Monday, Dec. 19, 1955
Care & Feeding of Dinosaurs
THE TRAIL OF THE DINOSAUR (253 pp.) --Arthur Koestler--Macm/7/on ($3.50).
In a London club not long ago, a doddering ancient buttonholed an odd-looking chap, said to have once been a Hungarian, of all things, who had just written something or other against Communism. "Well, young man, I am glad that at last you have come round to see reason," snuffled the old member. "I myself knew 25 years ago what Bolshevism means, and it's never too late to repent." The younger character was Arthur Koestler, now 50, and he found the old man's attitude highly irritating. U.S. readers who, unlike Arthur Koestler, have never been Communists, may share the old gentleman's complacency; but if they do, they will be missing a bet from one of the world's liveliest intellectual tipsters.
The Unpopular Side. Like Socrates, Koestler is a man with the disconcerting habit of following arguments where they lead. This latest collection of his essays (more notable: The Yogi and the Commissar} reveals that Koestler is still looking for an adjudicator in the long debate in which, as in The Right to Say No, he habitually takes the con. People pro-any-thing get short shrift from Con-Man Koestler. Yet Americans should find themselves stimulated by this tough controversialist. Some examples of Koestler's talent for taking the unpopular side of an argument: ¶ In Judah at the Crossroads, he tries to close his accounts with Zionism with the advice that Jews should either go to Israel or renounce their religion and stop praying, "Next year in Jerusalem."* "The mission of the Wandering Jew is completed . . . There must be an end to every calvary." For his "apostasy,'' Koestler--born a Jew in Hungary--was called an anti-Semite in Britain's Jewish Chronicle, where his argument also appeared.
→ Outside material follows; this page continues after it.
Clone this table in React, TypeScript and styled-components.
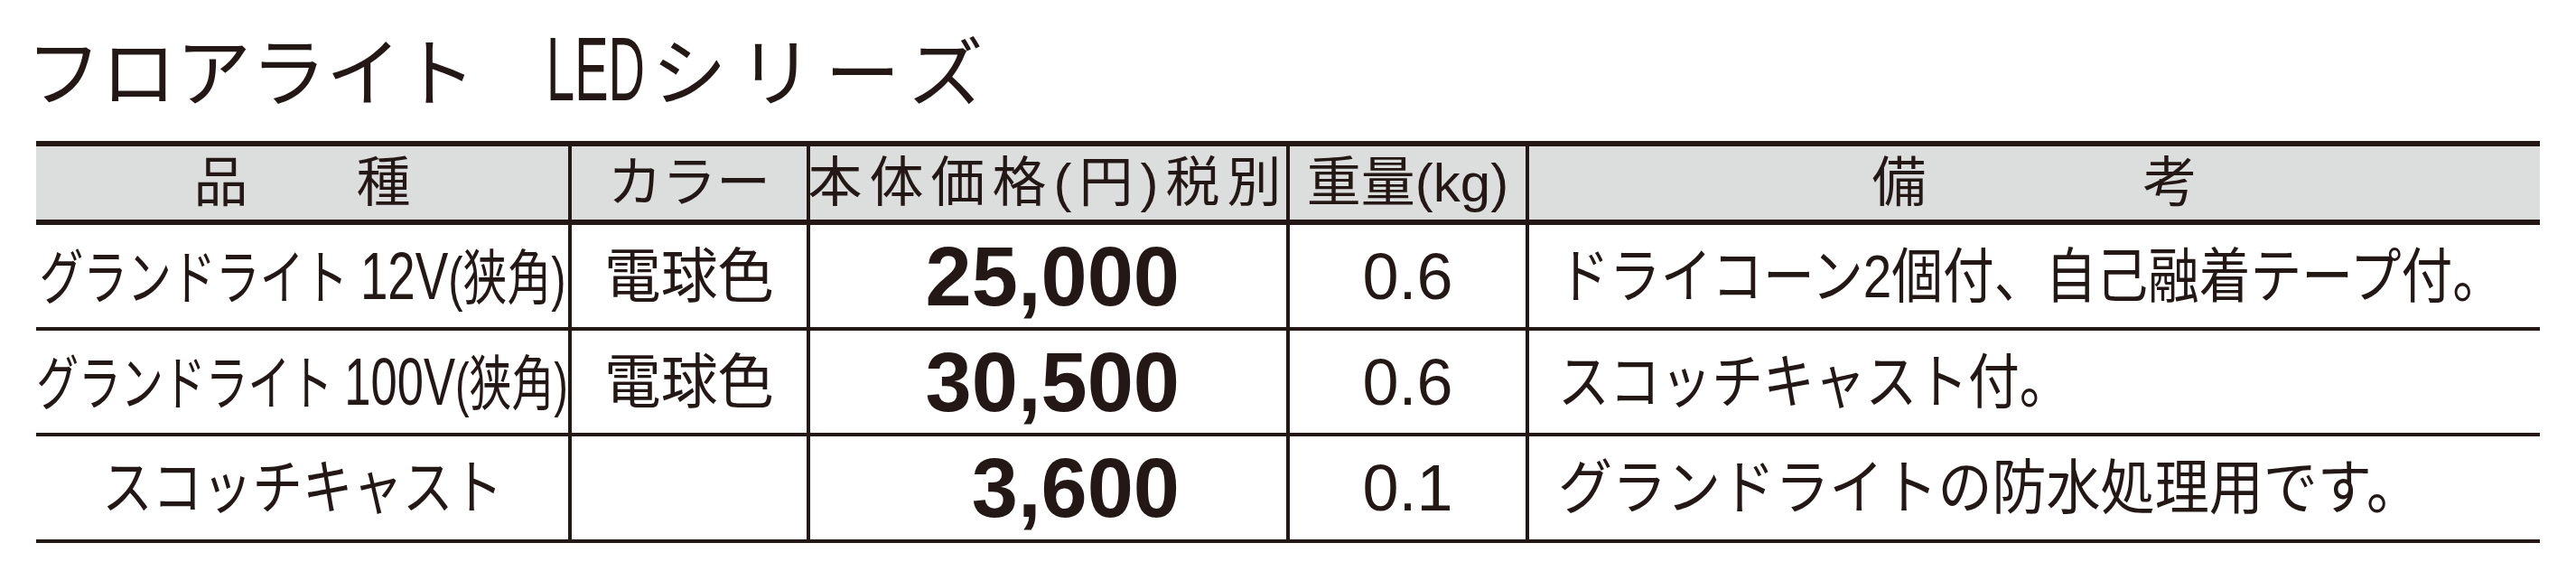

¶ In Chambers, the Villain, he pours irresistible common sense on the woozled thinking of those who argue that Alger Hiss may have been guilty, but still scorn Whittaker Chambers as an "informer." Says Koestler: "To talk of betrayal [by Chambers of Hiss] where loyalty would mean persistence in crime [is] to defend the agents of an evil regime on the grounds that those who denounce it are no saints." ¶The Seven Deadly Fallacies (e.g., confusion of Left and East, the anti-anti attitude) and a brilliant Guide to Political Neuroses (e.g., collective amnesia, eternal adolescence) are probably his most valuable essays--and most highly calculated to inflict flesh wounds on those odd fellows who, sometimes without knowing it, still travel with the fellow travelers.
Goodbye, Cassandra. Koestler's main theme: the big issues that agitated intellectuals for two generations--right v. left, capitalism v. socialism--have today become less relevant than they were. The great issue now, as any man of reason must see it, says Koestler, is relative freedom v. absolute tyranny. As for the notion cherished by the left that private property is the chief obstacle to human progress and brotherhood, this has in fact been answered by the Soviet Union, which has set up in the name of socialism a more hypocritical and merciless tyranny than any state in history could match, lie for lie, bludgeon for bludgeon. Yet this is a fact which, as Koestler admits, his fellow intellectuals in Europe have still not swallowed.
If they ever learn their lesson, it will not be from Arthur Koestler. He has had it. Says Koestler: "This ... is a farewell to arms ... I have said all I had to say on these questions [that have] obsessed me, in various ways, for the best part of a quarter century. Now the errors are atoned for, the bitter passion has burnt itself out; Cassandra has gone hoarse, and is due for a vocational change." As to what the vocational change might be, for a man who is proud that his books have been burned behind him, the reader must guess. And who is the dinosaur of the book's title? It is man--especially, perhaps, old humanistic liberal man--who is due either for a mutation of species or extinction. Says Koestler: "Once we hoped for Utopia; now, in a chastened mood, we can at best hope for a reprieve; pray for time and play for time; for had the dinosaur learnt the art of prayer, the only sensible petition for him would have been to go down on his scaly knees and beg, 'Lord, give me another chance.' "
* The traditional toast at the end of the Passover meal.